Donatella looked the form over before nodding and hitting a button on her desk “Head on in, love,” she said. “Hope you have a nice wash.” She tossed Irene a key. 

Irene always woke up early after it happened, so she was one of the first to the showers. The air was muggy, nonetheless, and warm. She turned on the spray and did a rudimentary wash, trying to pull some of the leaves and twigs from her waist-length hair. 

She was warmed up and satisfied soon enough and walked out of the bathroom just as another group of young women headed in after her, chattering like a flock of birds. 

Her clothes were in the locker she had left them in the night before. She slid into them before turning the key back in and walking out. 

The parking lot was about a ten minute walk from the office, and the walking came easier with shoes and a coat. Another small station, a checkout office stood at the edge of the lot. A well groomed young man sat behind the counter. 

“Hi there!” he said, too chipper. Too bright. “Can I see your 140D?” 

“Excuse me?” Irene murmured. She hoped she looked half as murderous as she felt. 

The young man leaned forward (Jonathan, his nametag read). “The white form,” he whispered, conspiratorially. 

She fished it out of her pocket, slapped it on the counter. 

Jonathan looked at it with some great show of official nature before he reached across the booth and grabbed her car keys. 

“Thank you, Miss Parker! We at the Bureau of Lupiform Affairs hope you had a pleasant moonrise and hope to see you next month!” 

She pocketed her keys with a dark look and loped off to her aging Volvo. Sat down in the front seat for a long, long minute. She closed her eyes. Tried to grab distance. 

Her caseworker had told her she needed to stop trying to separate the two. 

“Engage with it,” she’d urged. “Don’t let it run your life, but don’t hide it. Times have changed, Irene. People with CLL are in positions of real power and are visible. Maybe try talking to more people with your condition. Be a part of your community.” 

Her caseworker wore heavy silver rings on her left hand. Used the clinical term, Cyclical Lunar Lupimorphia. 

Irene listened to the sound of her breath in her small car. She clenched and unclenched her hands around the steering wheel. 

Breathe in. Breathe out. 

Claws and teeth and fur and- 

She opened her eyes and reached across the car to the glove compartment. Shook two pills out of a bottle of aspirin she kept stashed there. Shoved the key into the ignition until the thing ground to life and her stereo flared up, a Bob Dylan song wobbling unevenly out. 

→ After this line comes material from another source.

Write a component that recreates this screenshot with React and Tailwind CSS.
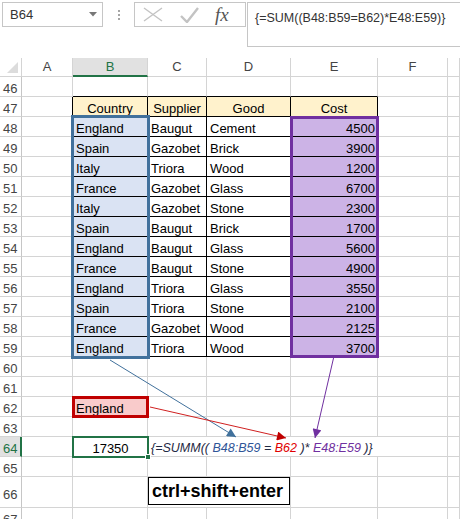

The park changed as she started to drive towards the edges. The roads became paved. The trees became less dense, and the fence surrounding the park came into sight. Signs of parks purpose disappeared and signs of the public’s disapproval appeared. Low branches on the trees disappeared and litter sprung up. Some of the groups, they liked to scatter drugged meat and chocolate and broken glass through the area, and the rangers kept it out of the zones they used but along the edges, the traps popped up like tumors. Graffiti popped up over signs for the speed limit. Satan’s Dogs. Animals. Beasts. 

The car rumbled by a sign. Seaside State Park, it read, and scrawled over it in red letters, Go To Hell Werewolves. 

She flipped off the protesters as she drove by, turned up the radio to drown out their shouting.